Follow the error handling policy (see Error Handling Guide):

Custom Exceptions

Use specific exception types from pipeline/exceptions.py:

from pipeline.exceptions import DetectionError, InvalidConfigError

if confidence < 0 or confidence > 1:
    raise InvalidConfigError(f"Confidence must be between 0 and 1, got {confidence}")

try:
    blocks = self.detector.detect(image)
except Exception as e:
    raise DetectionError(f"Detection failed: {e}") from e

Error Logging

Use proper logging with %s formatting (not f-strings):

import logging

logger = logging.getLogger(__name__)

# ✅ Good
logger.error("Failed to load file %s: %s", file_path, error)

# ❌ Bad
logger.error(f"Failed to load file {file_path}: {error}")

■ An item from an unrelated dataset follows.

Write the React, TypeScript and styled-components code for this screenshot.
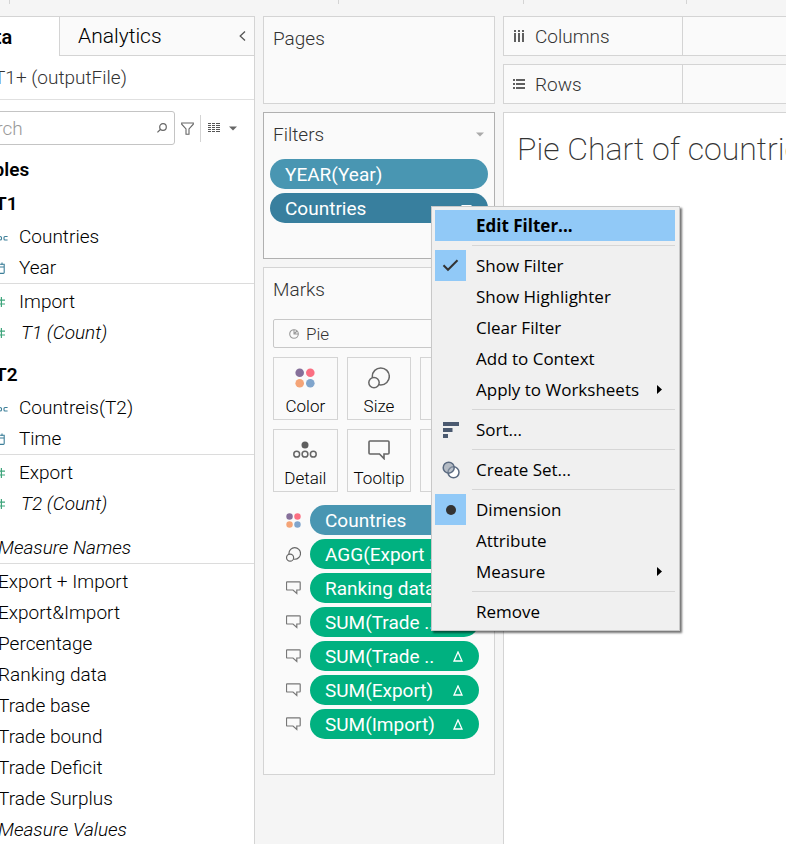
import React from "react";
import styled, { createGlobalStyle, css } from "styled-components";

const ui = `Roboto, "Liberation Sans", sans-serif`;
const menuFont = `"Open Sans", "Noto Sans", sans-serif`;

const line = "#d4d4d4";

const GlobalStyle = createGlobalStyle`
  * { box-sizing: border-box; }
  body {
    margin: 0;
    background: #f5f5f5;
    font-family: ${ui};
    font-weight: 300;
    font-size: 19px;
    color: #333;
    overflow: hidden;
  }
  button, input, select {
    font: inherit;
    color: inherit;
    margin: 0;
    padding: 0;
    border: 0;
    background: none;
    text-align: left;
  }
  h1, h2, h3, p, ul { margin: 0; padding: 0; font: inherit; list-style: none; }
`;

const Page = styled.div`
  display: flex;
  flex-direction: column;
  height: 100vh;
  overflow: hidden;
`;

const Toolbar = styled.header`
  display: flex;
  flex: none;
  height: 16px;
`;

const ToolGroup = styled.div<{ $width: number }>`
  width: ${(p) => p.$width}px;
  height: 4px;
  border-right: 1px solid ${line};
`;

const Workspace = styled.div`
  display: flex;
  flex: 1;
  min-height: 0;
  gap: 8px;
`;

/* ---------- data pane ---------- */

const DataPane = styled.aside`
  flex: none;
  width: 297px;
  margin-left: -42px;
  background: #fff;
  border: 1px solid ${line};
  border-bottom: 0;
  color: #000;
`;

const Tabs = styled.div`
  display: flex;
  height: 39px;
`;

const Tab = styled.button<{ $active?: boolean }>`
  font-size: 20px;
  ${(p) =>
    p.$active
      ? css`
          width: 100px;
          padding-left: 12px;
          font-weight: 600;
        `
      : css`
          flex: 1;
          display: flex;
          align-items: center;
          justify-content: space-between;
          padding: 0 8px 0 18px;
          background: #fafafa;
          border-left: 1px solid ${line};
          border-bottom: 1px solid ${line};
          font-size: 21px;
        `}
`;

const Source = styled.div`
  height: 44px;
  padding-left: 35px;
  line-height: 44px;
  color: #333;
  border-bottom: 1px solid #e0e0e0;
`;

const SearchRow = styled.div`
  display: flex;
  align-items: center;
  padding: 11px 17px 0 5px;
  margin-bottom: 8px;
  height: 45px;
`;

const SearchBox = styled.label`
  display: flex;
  align-items: center;
  flex: 1;
  min-width: 0;
  height: 34px;
  padding: 0 7px 0 0;
  border: 1px solid #c4c4c4;
  border-radius: 3px;
`;

const SearchInput = styled.input`
  flex: 1;
  width: 0;
  min-width: 0;
  outline: 0;
  &::placeholder {
    color: #999;
    opacity: 1;
  }
`;

const IconButton = styled.button`
  display: flex;
  flex: none;
  align-items: center;
  margin-left: 6px;
`;

const ViewButton = styled(IconButton)`
  height: 27px;
  gap: 9px;
  padding-left: 7px;
  border-left: 1px solid ${line};
`;

const Heading = styled.h2<{ $indent?: boolean }>`
  height: 34px;
  line-height: 34px;
  padding-left: ${(p) => (p.$indent ? 36 : 14)}px;
  font-weight: 600;
`;

const Group = styled.ul<{ $ruled?: boolean; $gap?: number }>`
  margin-bottom: ${(p) => p.$gap ?? 0}px;
  ${(p) =>
    p.$ruled &&
    css`
      margin-bottom: 2px;
      border-bottom: 1px solid #dcdcdc;
    `}
`;

const FieldButton = styled.button<{ $italic?: boolean; $flush?: boolean }>`
  display: flex;
  align-items: center;
  width: 100%;
  height: 31px;
  padding-left: ${(p) => (p.$flush ? 39 : 30)}px;
  font-style: ${(p) => (p.$italic ? "italic" : "normal")};
  white-space: nowrap;
`;

const FieldIcon = styled.span<{ $wide?: boolean }>`
  display: flex;
  width: ${(p) => (p.$wide ? 32 : 30)}px;
`;

/* ---------- shelves ---------- */

const Cards = styled.div`
  display: flex;
  flex-direction: column;
  flex: none;
  gap: 8px;
  width: 232px;
`;

const Card = styled.section<{ $height: number; $active?: boolean; $pad?: number }>`
  min-height: ${(p) => p.$height}px;
  padding: 0 ${(p) => p.$pad ?? 6}px;
  background: #fafafa;
  border: 1px solid ${(p) => (p.$active ? "#b0b0b0" : line)};
`;

const CardTitle = styled.h2<{ $inset: number }>`
  display: flex;
  align-items: center;
  justify-content: space-between;
  height: 42px;
  margin-bottom: 4px;
  padding: 0 4px 0 ${(p) => p.$inset}px;
`;

const Pills = styled.ul`
  display: flex;
  flex-direction: column;
  gap: 4px;
`;

const PillRow = styled.li`
  position: relative;
  display: flex;
  align-items: center;
`;

const PillIcon = styled.span`
  display: flex;
  width: 37px;
  padding-left: 13px;
`;

type PillTone = "blue" | "active" | "green";
const tones: Record<PillTone, string> = {
  blue: "#4996b2",
  active: "#387f9e",
  green: "#00b180",
};

const Pill = styled.button<{ $tone: PillTone }>`
  display: flex;
  align-items: center;
  justify-content: space-between;
  flex: 1;
  height: 30px;
  padding: 0 16px 0 15px;
  border-radius: 15px;
  background: ${(p) => tones[p.$tone]};
  color: #fff;
  font-weight: 400;
  white-space: nowrap;
`;

const MarkType = styled.label`
  display: flex;
  align-items: center;
  gap: 7px;
  height: 29px;
  margin: 9px 0;
  padding-left: 15px;
  border: 1px solid #c8c8c8;
  border-radius: 2px;
  font-size: 17px;
`;

const MarkSelect = styled.select`
  flex: 1;
  appearance: none;
  outline: 0;
`;

const MarkGrid = styled.div`
  display: grid;
  grid-template-columns: repeat(3, 1fr);
  gap: 9px;
  margin-bottom: 13px;
`;

const MarkButton = styled.button`
  display: flex;
  flex-direction: column;
  align-items: center;
  height: 63px;
  padding-top: 4px;
  border: 1px solid ${line};
  color: #000;
  font-size: 17px;
  line-height: 26px;
`;

const MarkIcon = styled.span`
  display: flex;
  align-items: center;
  height: 32px;
`;

const Encodings = styled.div`
  width: 206px;
`;

/* ---------- sheet ---------- */

const Main = styled.main`
  display: flex;
  flex-direction: column;
  flex: 1;
  min-width: 0;
  gap: 8px;
`;

const Shelf = styled.div`
  display: flex;
  flex: none;
  height: 40px;
  background: #fafafa;
  border: 1px solid ${line};
  border-right: 0;
`;

const ShelfLabel = styled.h2`
  display: flex;
  align-items: center;
  gap: 10px;
  width: 179px;
  padding-left: 9px;
  border-right: 1px solid ${line};
`;

const Sheet = styled.div`
  flex: 1;
  padding: 15px 0 0 13px;
  background: #fff;
  border: 1px solid ${line};
  border-width: 1px 0 0 1px;
  overflow: hidden;
`;

const SheetTitle = styled.h1`
  font-size: 32px;
  line-height: 42px;
  font-weight: 200;
  white-space: nowrap;
`;

/* ---------- context menu ---------- */

const Menu = styled.div`
  position: absolute;
  left: 161px;
  top: 13px;
  z-index: 2;
  width: 249px;
  padding: 3px 4px 3px 3px;
  background: #f0f0f0;
  border: 1px solid #c8c8c8;
  box-shadow: 2px 2px 2px rgba(0, 0, 0, 0.55);
  font-family: ${menuFont};
  font-weight: 400;
  font-size: 17px;
  color: #000;
`;

const MenuItem = styled.button<{ $hot?: boolean }>`
  display: flex;
  align-items: center;
  width: 100%;
  height: 31px;
  padding-right: 13px;
  background: ${(p) => (p.$hot ? "#91c9f7" : "transparent")};
  font-weight: ${(p) => (p.$hot ? 700 : 400)};
  white-space: nowrap;
`;

const MenuIcon = styled.span<{ $on?: boolean }>`
  display: flex;
  align-items: center;
  justify-content: center;
  width: 31px;
  height: 31px;
  margin-right: 10px;
  background: ${(p) => (p.$on ? "#91c9f7" : "transparent")};
`;

const MenuText = styled.span`
  flex: 1;
`;

const Separator = styled.hr`
  height: 1px;
  margin: 4px 0 4px 37px;
  border: 0;
  background: #d6d6d6;
`;

/* ---------- drawings ---------- */

const Caret = ({ color = "#666" }: { color?: string }) => (
  <svg width="8" height="5" viewBox="0 0 8 5">
    <path d="M0 0.5h8L4 4.5z" fill={color} />
  </svg>
);

const PillCaret = () => (
  <svg width="11" height="6" viewBox="0 0 11 6">
    <path d="M0 0h11L5.5 6z" fill="#fff" />
  </svg>
);

const Chevron = () => (
  <svg width="7" height="10" viewBox="0 0 7 10" fill="none" stroke="#555" strokeWidth="1.3">
    <path d="M6 0.5L1.2 5 6 9.5" />
  </svg>
);

const SearchIcon = () => (
  <svg width="10" height="10" viewBox="0 0 10 10" fill="none" stroke="#666" strokeWidth="1.2">
    <circle cx="6" cy="4" r="3.3" />
    <path d="M3.6 6.3L0.4 9.4" />
  </svg>
);

const FunnelIcon = () => (
  <svg width="13" height="13" viewBox="0 0 13 13" fill="none" stroke="#666" strokeWidth="1.1">
    <path d="M0.7 1h11.6v1.2L8 7v5.3H5V7L0.7 2.2z" />
  </svg>
);

const ListIcon = () => (
  <svg width="12" height="10" viewBox="0 0 12 10" stroke="#555" strokeWidth="1">
    {[0.5, 2.5, 4.5, 6.5, 8.5].map((y) => (
      <path key={y} d={`M0 ${y}h3M4 ${y}h3M8 ${y}h4`} />
    ))}
  </svg>
);

const AbcIcon = () => (
  <svg width="19" height="8" viewBox="0 0 19 8" fill="none" stroke="#3d7f99" strokeWidth="1.1">
    <circle cx="2.5" cy="5" r="2" />
    <path d="M4.8 3v4.4M7.5 0v7.400M9.500 3.500h1.500q1.500 0 1.500 1v1.500q0 1-1.500 1h-1.500" />
    <path d="M18.600 3.500h-2.600q-1 0-1 1v1.500q0 1 1 1h2.600" />
  </svg>
);

const CalendarIcon = () => (
  <svg width="16" height="12" viewBox="0 0 16 12" fill="none" stroke="#3d7f99" strokeWidth="1.1">
    <path d="M6 2.2h9.2v8.4q0 .8-.8.8H6zM6 5h9.2M8 .5v2.5M13 .5v2.5" />
  </svg>
);

const HashIcon = () => (
  <svg width="16" height="12" viewBox="0 0 16 12" fill="none" stroke="#3fa57c" strokeWidth="1.2">
    <path d="M5 4.2h11M5 8h11M8 1v10M12.4 1v10" />
  </svg>
);

const ColorIcon = ({ size = 20 }: { size?: number }) => (
  <svg width={size} height={size} viewBox="0 0 20 20">
    <circle cx="4.7" cy="4.7" r="4.3" fill="#86709a" />
    <circle cx="15.3" cy="4.7" r="4.3" fill="#fb6f82" />
    <circle cx="4.7" cy="15.3" r="4.3" fill="#f4a477" />
    <circle cx="15.3" cy="15.3" r="4.3" fill="#80a5cc" />
  </svg>
);

const SizeIcon = ({ size = 22, stroke = 1.5 }: { size?: number; stroke?: number }) => (
  <svg width={size} height={size} viewBox="0 0 22 22" fill="none" stroke="#666" strokeWidth={stroke}>
    <circle cx="12.8" cy="9.4" r="8.5" />
    <circle cx="6" cy="15.6" r="5.2" fill="#fafafa" />
  </svg>
);

const DetailIcon = () => (
  <svg width="24" height="18" viewBox="0 0 24 18" fill="none" stroke="#666" strokeWidth="1.5">
    <circle cx="12" cy="4" r="3.5" fill="#5f5f5f" stroke="none" />
    <circle cx="3.7" cy="13.2" r="2.9" />
    <circle cx="12" cy="13.2" r="2.9" />
    <circle cx="20.3" cy="13.2" r="2.9" />
  </svg>
);

const TooltipIcon = () => (
  <svg width="22" height="20" viewBox="0 0 22 20" fill="none" stroke="#666" strokeWidth="1.6">
    <path d="M2 1h18q1 0 1 1v11q0 1-1 1h-4v4.6L11.5 14H2q-1 0-1-1V2q0-1 1-1z" />
  </svg>
);

const TooltipSmall = () => (
  <svg width="15" height="14" viewBox="0 0 15 14" fill="none" stroke="#777" strokeWidth="1.2">
    <path d="M1.2.8h12.3q.7 0 .7.7v6.8q0 .7-.7.7h-2.7v3.5L7 9H1.2q-.7 0-.7-.7V1.5q0-.7.7-.7z" />
  </svg>
);

const PieIcon = () => (
  <svg width="10" height="10" viewBox="0 0 10 10" fill="none" stroke="#999" strokeWidth="1.1">
    <circle cx="5" cy="5" r="4.3" />
    <path d="M5 .7V5h4.300M5 5L8 2" />
  </svg>
);

const DeltaIcon = () => (
  <svg width="10" height="11" viewBox="0 0 10 11" fill="none" stroke="#fff" strokeWidth="1.3">
    <path d="M1 10L5 1l4 9z" />
  </svg>
);

const ColumnsIcon = () => (
  <svg width="12" height="12" viewBox="0 0 12 12" fill="#5f5f5f">
    {[1, 5, 9].map((x) => (
      <path key={x} d={`M${x} 0h2v2h-2zM${x} 3h2v9h-2z`} />
    ))}
  </svg>
);

const RowsIcon = () => (
  <svg width="12" height="10" viewBox="0 0 12 10" fill="#5f5f5f">
    {[0, 4, 8].map((y) => (
      <path key={y} d={`M0 ${y}h2v2h-2zM3 ${y}h9v2h-9z`} />
    ))}
  </svg>
);

const CheckIcon = () => (
  <svg width="17" height="13" viewBox="0 0 17 13" fill="none" stroke="#333" strokeWidth="2">
    <path d="M1.5 6.2L6 10.8 15.5 1.2" />
  </svg>
);

const DotIcon = () => (
  <svg width="10" height="10" viewBox="0 0 10 10">
    <circle cx="5" cy="5" r="5" fill="#333" />
  </svg>
);

const SortIcon = () => (
  <svg width="16" height="16" viewBox="0 0 16 16" fill="#4b5a70">
    <path d="M0 0h16v4H0zM0 6h9.5v4H0zM0 12h5v4H0z" />
  </svg>
);

const SetIcon = () => (
  <svg width="18" height="18" viewBox="0 0 18 18" stroke="#5a6a80" strokeWidth="1.5">
    <circle cx="11.5" cy="11.3" r="5.5" fill="#fff" />
    <circle cx="6.7" cy="6.7" r="5.5" fill="#8d99a8" fillOpacity="0.6" />
  </svg>
);

const Arrow = () => (
  <svg width="5" height="9" viewBox="0 0 5 9">
    <path d="M0 0l5 4.5L0 9z" fill="#000" />
  </svg>
);

/* ---------- content ---------- */

type FieldKind = "text" | "date" | "number" | "plain";
interface FieldProps {
  name: string;
  kind?: FieldKind;
  italic?: boolean;
}

const fieldIcons = { text: AbcIcon, date: CalendarIcon, number: HashIcon };

const Field = ({ name, kind = "plain", italic }: FieldProps) => {
  const Icon = kind === "plain" ? null : fieldIcons[kind];
  return (
    <li>
      <FieldButton $italic={italic} $flush={!Icon}>
        {Icon && (
          <FieldIcon $wide={italic}>
            <Icon />
          </FieldIcon>
        )}
        {name}
      </FieldButton>
    </li>
  );
};

const calculated = [
  "Export + Import",
  "Export&Import",
  "Percentage",
  "Ranking data",
  "Trade base",
  "Trade bound",
  "Trade Deficit",
  "Trade Surplus",
];

const encodings: { icon: React.ReactNode; label: string; tone: PillTone; delta?: boolean }[] = [
  { icon: <ColorIcon size={15} />, label: "Countries", tone: "blue" },
  { icon: <SizeIcon size={15} stroke={1.7} />, label: "AGG(Export ..", tone: "green" },
  { icon: <TooltipSmall />, label: "Ranking data", tone: "green" },
  { icon: <TooltipSmall />, label: "SUM(Trade ..", tone: "green", delta: true },
  { icon: <TooltipSmall />, label: "SUM(Trade ..", tone: "green", delta: true },
  { icon: <TooltipSmall />, label: "SUM(Export)", tone: "green", delta: true },
  { icon: <TooltipSmall />, label: "SUM(Import)", tone: "green", delta: true },
];

const marks = [
  { label: "Color", icon: <ColorIcon /> },
  { label: "Size", icon: <SizeIcon /> },
  { label: "" },
  { label: "Detail", icon: <DetailIcon /> },
  { label: "Tooltip", icon: <TooltipIcon /> },
  { label: "" },
];

type Entry = { label: string; icon?: React.ReactNode; on?: boolean; hot?: boolean; more?: boolean };
const menuGroups: Entry[][] = [
  [{ label: "Edit Filter...", hot: true }],
  [
    { label: "Show Filter", icon: <CheckIcon />, on: true },
    { label: "Show Highlighter" },
    { label: "Clear Filter" },
    { label: "Add to Context" },
    { label: "Apply to Worksheets", more: true },
  ],
  [{ label: "Sort...", icon: <SortIcon /> }],
  [{ label: "Create Set...", icon: <SetIcon /> }],
  [
    { label: "Dimension", icon: <DotIcon />, on: true },
    { label: "Attribute" },
    { label: "Measure", more: true },
  ],
  [{ label: "Remove" }],
];

const ContextMenu = () => (
  <Menu role="menu" aria-label="Countries">
    {menuGroups.map((group, i) => (
      <React.Fragment key={i}>
        {i > 0 && <Separator />}
        {group.map((item) => (
          <MenuItem key={item.label} role="menuitem" $hot={item.hot}>
            <MenuIcon $on={item.on}>{item.icon}</MenuIcon>
            <MenuText>{item.label}</MenuText>
            {item.more && <Arrow />}
          </MenuItem>
        ))}
      </React.Fragment>
    ))}
  </Menu>
);

export default function App() {
  return (
    <Page>
      <GlobalStyle />
      <Toolbar>
        <ToolGroup $width={10} />
        <ToolGroup $width={329} />
        <ToolGroup $width={185} />
        <ToolGroup $width={163} />
      </Toolbar>
      <Workspace>
        <DataPane>
          <Tabs role="tablist">
            <Tab role="tab" aria-selected $active>
              Data
            </Tab>
            <Tab role="tab" aria-selected={false}>
              Analytics
              <Chevron />
            </Tab>
          </Tabs>
          <Source>T1+ (outputFile)</Source>
          <SearchRow>
            <SearchBox>
              <SearchInput type="text" placeholder="Search" aria-label="Search" />
              <SearchIcon />
            </SearchBox>
            <IconButton aria-label="Filter fields">
              <FunnelIcon />
            </IconButton>
            <ViewButton aria-label="View options">
              <ListIcon />
              <Caret />
            </ViewButton>
          </SearchRow>
          <Heading>Tables</Heading>
          <Heading $indent>T1</Heading>
          <Group $ruled>
            <Field name="Countries" kind="text" />
            <Field name="Year" kind="date" />
          </Group>
          <Group $gap={10}>
            <Field name="Import" kind="number" />
            <Field name="T1 (Count)" kind="number" italic />
          </Group>
          <Heading $indent>T2</Heading>
          <Group $ruled>
            <Field name="Countreis(T2)" kind="text" />
            <Field name="Time" kind="date" />
          </Group>
          <Group $gap={13}>
            <Field name="Export" kind="number" />
            <Field name="T2 (Count)" kind="number" italic />
          </Group>
          <Group $ruled>
            <Field name="Measure Names" italic />
          </Group>
          <Group>
            {calculated.map((name) => (
              <Field key={name} name={name} />
            ))}
            <Field name="Measure Values" italic />
          </Group>
        </DataPane>

        <Cards>
          <Card $height={88}>
            <CardTitle $inset={3}>Pages</CardTitle>
          </Card>
          <Card $height={147} $active>
            <CardTitle $inset={3}>
              Filters
              <Caret color="#aaa" />
            </CardTitle>
            <Pills>
              <PillRow>
                <Pill $tone="blue">YEAR(Year)</Pill>
              </PillRow>
              <PillRow>
                <Pill $tone="active">
                  Countries
                  <PillCaret />
                </Pill>
                <ContextMenu />
              </PillRow>
            </Pills>
          </Card>
          <Card $height={508} $pad={9}>
            <CardTitle $inset={0}>Marks</CardTitle>
            <MarkType>
              <PieIcon />
              <MarkSelect aria-label="Mark type" defaultValue="Pie">
                <option>Pie</option>
              </MarkSelect>
            </MarkType>
            <MarkGrid>
              {marks.map((mark, i) => (
                <MarkButton key={i}>
                  <MarkIcon>{mark.icon}</MarkIcon>
                  {mark.label}
                </MarkButton>
              ))}
            </MarkGrid>
            <Encodings>
              <Pills>
                {encodings.map((item, i) => (
                  <PillRow key={i}>
                    <PillIcon>{item.icon}</PillIcon>
                    <Pill $tone={item.tone}>
                      {item.label}
                      {item.delta && <DeltaIcon />}
                    </Pill>
                  </PillRow>
                ))}
              </Pills>
            </Encodings>
          </Card>
        </Cards>

        <Main>
          <Shelf>
            <ShelfLabel>
              <ColumnsIcon />
              Columns
            </ShelfLabel>
          </Shelf>
          <Shelf>
            <ShelfLabel>
              <RowsIcon />
              Rows
            </ShelfLabel>
          </Shelf>
          <Sheet>
            <SheetTitle>Pie Chart of countries</SheetTitle>
          </Sheet>
        </Main>
      </Workspace>
    </Page>
  );
}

Add exc_info=True for unexpected errors:

except Exception as e:
    logger.error("Unexpected error: %s", e, exc_info=True)

Commit Guidelines

Commit Messages

Follow conventional commits:

feat: add new detector for layout analysis
fix: resolve type error in BBox conversion
docs: update installation guide
test: add tests for multi-column detection
refactor: simplify block sorting logic
perf: optimize image preprocessing

Before Committing

# Format code
uv run ruff format .

# Check linting
uv run ruff check .

# Run tests
uv run pytest

# Type check
npx pyright

Creating a Pull Request

  1. Ensure all tests pass
  2. Update documentation if needed
  3. Add entry to CHANGELOG (if exists)
  4. Create PR with clear description:
## Summary

Brief description of changes

## Changes

- Added feature X
- Fixed bug Y
- Updated documentation Z

## Testing

- Tested on Python 3.11
- All existing tests pass
- Added new tests for feature X

## Breaking Changes

None (or list if applicable)

Common Pitfalls

Avoid These Mistakes

  • Don't use bare except: Catch specific exceptions
  • Don't create empty __init__.py: Use PEP 420 namespace packages
  • Don't install with -e: Never use editable mode from external directories
  • Don't mix xywh/xyxy: Always convert via BBox methods
  • Don't forget page_height for PyPDF: Y-axis flip required

Documentation

Building Docs Locally

# Install MkDocs
uv pip install mkdocs mkdocs-material mkdocstrings[python]

# Serve docs locally
mkdocs serve

# Build docs
mkdocs build

Writing Docs

  • Use Markdown with admonitions
  • Include code examples
  • Add mermaid diagrams where helpful
  • Cross-reference related pages

Getting Help

Code Review Process

  1. All PRs require review
  2. Address review comments
  3. Keep PRs focused (one feature/fix per PR)
  4. Maintain backward compatibility when possible
  5. Update tests and docs

License

By contributing, you agree that your contributions will be licensed under the same license as the project.